# What is being asked
Images are not part of the copy; transcribe all the data exactly.

# Dataset excerpt
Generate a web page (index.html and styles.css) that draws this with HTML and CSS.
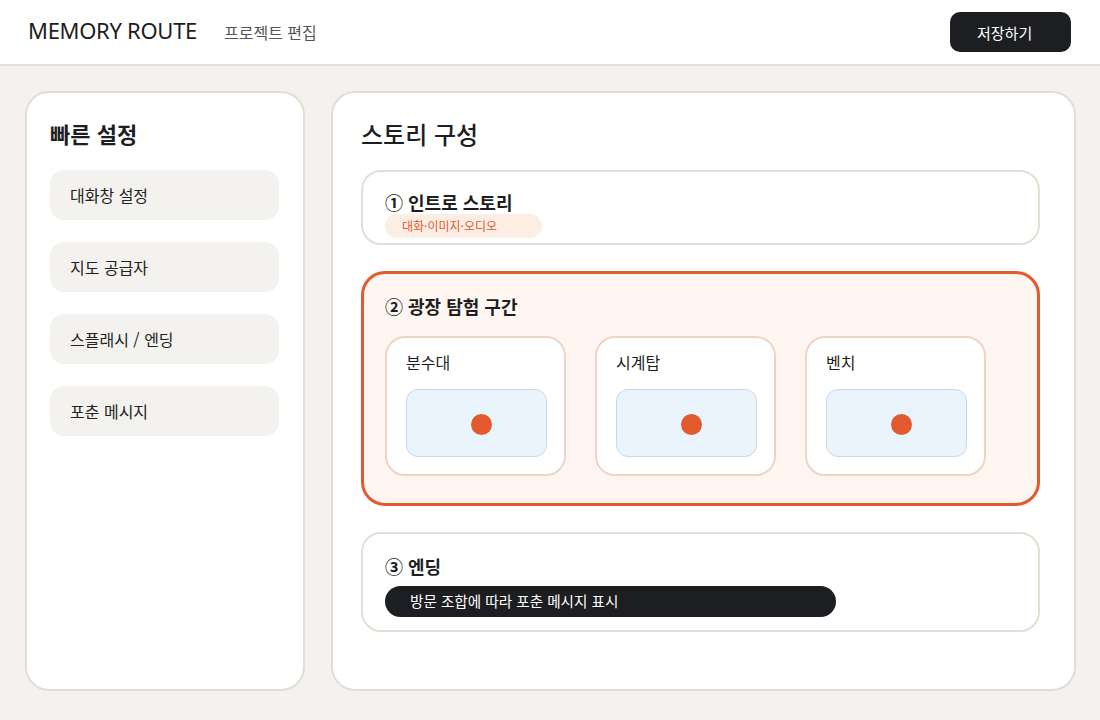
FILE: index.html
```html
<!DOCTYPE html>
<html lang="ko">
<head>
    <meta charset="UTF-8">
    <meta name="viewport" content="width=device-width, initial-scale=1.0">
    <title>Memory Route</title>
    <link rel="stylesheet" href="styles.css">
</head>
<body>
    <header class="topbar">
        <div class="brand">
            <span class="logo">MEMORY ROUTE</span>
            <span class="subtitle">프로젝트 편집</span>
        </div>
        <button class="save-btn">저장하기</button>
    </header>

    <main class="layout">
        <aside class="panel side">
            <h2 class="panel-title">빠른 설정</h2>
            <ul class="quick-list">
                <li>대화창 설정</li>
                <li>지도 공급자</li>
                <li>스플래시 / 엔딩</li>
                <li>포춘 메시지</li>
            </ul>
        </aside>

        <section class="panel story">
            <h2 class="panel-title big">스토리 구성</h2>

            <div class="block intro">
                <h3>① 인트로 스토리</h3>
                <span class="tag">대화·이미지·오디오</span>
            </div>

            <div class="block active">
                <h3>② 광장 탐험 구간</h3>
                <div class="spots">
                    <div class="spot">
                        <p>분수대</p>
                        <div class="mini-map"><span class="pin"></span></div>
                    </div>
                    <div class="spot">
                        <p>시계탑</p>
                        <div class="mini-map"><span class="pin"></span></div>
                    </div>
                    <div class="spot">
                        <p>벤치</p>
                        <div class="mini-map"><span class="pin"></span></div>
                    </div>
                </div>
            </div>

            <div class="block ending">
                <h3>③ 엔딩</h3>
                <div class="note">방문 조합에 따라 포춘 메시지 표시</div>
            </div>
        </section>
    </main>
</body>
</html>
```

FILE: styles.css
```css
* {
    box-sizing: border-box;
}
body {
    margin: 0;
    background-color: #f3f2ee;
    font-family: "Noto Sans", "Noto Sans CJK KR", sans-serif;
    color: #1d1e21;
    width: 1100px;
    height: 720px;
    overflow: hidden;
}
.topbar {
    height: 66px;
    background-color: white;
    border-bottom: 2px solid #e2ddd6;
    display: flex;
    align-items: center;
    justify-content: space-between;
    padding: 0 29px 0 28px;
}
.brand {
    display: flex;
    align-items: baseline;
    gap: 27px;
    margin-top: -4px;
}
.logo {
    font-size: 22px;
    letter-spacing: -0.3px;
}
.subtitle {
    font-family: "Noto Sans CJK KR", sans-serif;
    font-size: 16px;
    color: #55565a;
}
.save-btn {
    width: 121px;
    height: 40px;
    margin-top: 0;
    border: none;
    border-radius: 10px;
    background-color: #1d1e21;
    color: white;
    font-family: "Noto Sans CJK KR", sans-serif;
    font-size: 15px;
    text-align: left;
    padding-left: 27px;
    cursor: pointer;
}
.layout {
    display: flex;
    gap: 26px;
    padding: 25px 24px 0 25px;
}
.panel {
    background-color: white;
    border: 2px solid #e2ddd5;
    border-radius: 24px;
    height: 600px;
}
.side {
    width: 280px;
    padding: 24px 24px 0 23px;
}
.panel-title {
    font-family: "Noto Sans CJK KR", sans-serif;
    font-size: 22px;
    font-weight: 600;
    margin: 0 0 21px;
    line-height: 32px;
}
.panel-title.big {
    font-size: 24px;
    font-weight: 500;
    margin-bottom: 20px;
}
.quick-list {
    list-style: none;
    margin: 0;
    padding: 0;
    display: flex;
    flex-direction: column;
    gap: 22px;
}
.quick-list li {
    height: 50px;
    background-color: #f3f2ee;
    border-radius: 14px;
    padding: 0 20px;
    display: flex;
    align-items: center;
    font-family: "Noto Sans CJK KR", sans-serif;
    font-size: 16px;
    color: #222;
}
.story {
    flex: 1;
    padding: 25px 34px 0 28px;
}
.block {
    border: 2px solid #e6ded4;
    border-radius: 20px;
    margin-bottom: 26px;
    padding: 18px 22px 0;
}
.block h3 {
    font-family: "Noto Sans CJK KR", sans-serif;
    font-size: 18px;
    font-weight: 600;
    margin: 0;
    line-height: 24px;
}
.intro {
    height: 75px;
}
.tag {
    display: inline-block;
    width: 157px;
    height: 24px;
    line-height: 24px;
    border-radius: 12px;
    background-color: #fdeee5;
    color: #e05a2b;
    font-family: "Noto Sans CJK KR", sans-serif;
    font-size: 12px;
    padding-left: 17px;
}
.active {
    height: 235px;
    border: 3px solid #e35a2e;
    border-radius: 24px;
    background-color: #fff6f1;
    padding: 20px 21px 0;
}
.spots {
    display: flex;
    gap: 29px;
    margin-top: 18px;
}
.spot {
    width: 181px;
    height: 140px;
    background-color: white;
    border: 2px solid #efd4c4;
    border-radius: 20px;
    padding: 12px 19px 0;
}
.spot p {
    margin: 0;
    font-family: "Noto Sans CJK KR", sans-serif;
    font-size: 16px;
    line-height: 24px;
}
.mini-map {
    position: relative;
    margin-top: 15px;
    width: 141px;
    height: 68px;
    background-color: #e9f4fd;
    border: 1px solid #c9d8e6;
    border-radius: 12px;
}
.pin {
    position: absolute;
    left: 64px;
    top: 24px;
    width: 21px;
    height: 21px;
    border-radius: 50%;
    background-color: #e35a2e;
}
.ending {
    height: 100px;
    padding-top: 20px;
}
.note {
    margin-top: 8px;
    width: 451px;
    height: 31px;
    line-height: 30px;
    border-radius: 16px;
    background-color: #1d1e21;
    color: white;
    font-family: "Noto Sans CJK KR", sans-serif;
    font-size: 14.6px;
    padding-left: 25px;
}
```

# Response below
Generate a web page (index.html and styles.css) that draws this with HTML and CSS.
FILE: index.html
```html
<!DOCTYPE html>
<html lang="ko">
<head>
    <meta charset="UTF-8">
    <meta name="viewport" content="width=device-width, initial-scale=1.0">
    <title>Memory Route</title>
    <link rel="stylesheet" href="styles.css">
</head>
<body>
    <header class="topbar">
        <div class="brand">
            <span class="logo">MEMORY ROUTE</span>
            <span class="subtitle">프로젝트 편집</span>
        </div>
        <button class="save-btn">저장하기</button>
    </header>

    <main class="layout">
        <aside class="panel side">
            <h2 class="panel-title">빠른 설정</h2>
            <ul class="quick-list">
                <li>대화창 설정</li>
                <li>지도 공급자</li>
                <li>스플래시 / 엔딩</li>
                <li>포춘 메시지</li>
            </ul>
        </aside>

        <section class="panel story">
            <h2 class="panel-title big">스토리 구성</h2>

            <div class="block intro">
                <h3>① 인트로 스토리</h3>
                <span class="tag">대화·이미지·오디오</span>
            </div>

            <div class="block active">
                <h3>② 광장 탐험 구간</h3>
                <div class="spots">
                    <div class="spot">
                        <p>분수대</p>
                        <div class="mini-map"><span class="pin"></span></div>
                    </div>
                    <div class="spot">
                        <p>시계탑</p>
                        <div class="mini-map"><span class="pin"></span></div>
                    </div>
                    <div class="spot">
                        <p>벤치</p>
                        <div class="mini-map"><span class="pin"></span></div>
                    </div>
                </div>
            </div>

            <div class="block ending">
                <h3>③ 엔딩</h3>
                <div class="note">방문 조합에 따라 포춘 메시지 표시</div>
            </div>
        </section>
    </main>
</body>
</html>
```

FILE: styles.css
```css
* {
    box-sizing: border-box;
}
body {
    margin: 0;
    background-color: #f3f2ee;
    font-family: "Noto Sans", "Noto Sans CJK KR", sans-serif;
    color: #1d1e21;
    width: 1100px;
    height: 720px;
    overflow: hidden;
}
.topbar {
    height: 66px;
    background-color: white;
    border-bottom: 2px solid #e2ddd6;
    display: flex;
    align-items: center;
    justify-content: space-between;
    padding: 0 29px 0 28px;
}
.brand {
    display: flex;
    align-items: baseline;
    gap: 27px;
    margin-top: -4px;
}
.logo {
    font-size: 22px;
    letter-spacing: -0.3px;
}
.subtitle {
    font-family: "Noto Sans CJK KR", sans-serif;
    font-size: 16px;
    color: #55565a;
}
.save-btn {
    width: 121px;
    height: 40px;
    margin-top: 0;
    border: none;
    border-radius: 10px;
    background-color: #1d1e21;
    color: white;
    font-family: "Noto Sans CJK KR", sans-serif;
    font-size: 15px;
    text-align: left;
    padding-left: 27px;
    cursor: pointer;
}
.layout {
    display: flex;
    gap: 26px;
    padding: 25px 24px 0 25px;
}
.panel {
    background-color: white;
    border: 2px solid #e2ddd5;
    border-radius: 24px;
    height: 600px;
}
.side {
    width: 280px;
    padding: 24px 24px 0 23px;
}
.panel-title {
    font-family: "Noto Sans CJK KR", sans-serif;
    font-size: 22px;
    font-weight: 600;
    margin: 0 0 21px;
    line-height: 32px;
}
.panel-title.big {
    font-size: 24px;
    font-weight: 500;
    margin-bottom: 20px;
}
.quick-list {
    list-style: none;
    margin: 0;
    padding: 0;
    display: flex;
    flex-direction: column;
    gap: 22px;
}
.quick-list li {
    height: 50px;
    background-color: #f3f2ee;
    border-radius: 14px;
    padding: 0 20px;
    display: flex;
    align-items: center;
    font-family: "Noto Sans CJK KR", sans-serif;
    font-size: 16px;
    color: #222;
}
.story {
    flex: 1;
    padding: 25px 34px 0 28px;
}
.block {
    border: 2px solid #e6ded4;
    border-radius: 20px;
    margin-bottom: 26px;
    padding: 18px 22px 0;
}
.block h3 {
    font-family: "Noto Sans CJK KR", sans-serif;
    font-size: 18px;
    font-weight: 600;
    margin: 0;
    line-height: 24px;
}
.intro {
    height: 75px;
}
.tag {
    display: inline-block;
    width: 157px;
    height: 24px;
    line-height: 24px;
    border-radius: 12px;
    background-color: #fdeee5;
    color: #e05a2b;
    font-family: "Noto Sans CJK KR", sans-serif;
    font-size: 12px;
    padding-left: 17px;
}
.active {
    height: 235px;
    border: 3px solid #e35a2e;
    border-radius: 24px;
    background-color: #fff6f1;
    padding: 20px 21px 0;
}
.spots {
    display: flex;
    gap: 29px;
    margin-top: 18px;
}
.spot {
    width: 181px;
    height: 140px;
    background-color: white;
    border: 2px solid #efd4c4;
    border-radius: 20px;
    padding: 12px 19px 0;
}
.spot p {
    margin: 0;
    font-family: "Noto Sans CJK KR", sans-serif;
    font-size: 16px;
    line-height: 24px;
}
.mini-map {
    position: relative;
    margin-top: 15px;
    width: 141px;
    height: 68px;
    background-color: #e9f4fd;
    border: 1px solid #c9d8e6;
    border-radius: 12px;
}
.pin {
    position: absolute;
    left: 64px;
    top: 24px;
    width: 21px;
    height: 21px;
    border-radius: 50%;
    background-color: #e35a2e;
}
.ending {
    height: 100px;
    padding-top: 20px;
}
.note {
    margin-top: 8px;
    width: 451px;
    height: 31px;
    line-height: 30px;
    border-radius: 16px;
    background-color: #1d1e21;
    color: white;
    font-family: "Noto Sans CJK KR", sans-serif;
    font-size: 14.6px;
    padding-left: 25px;
}
```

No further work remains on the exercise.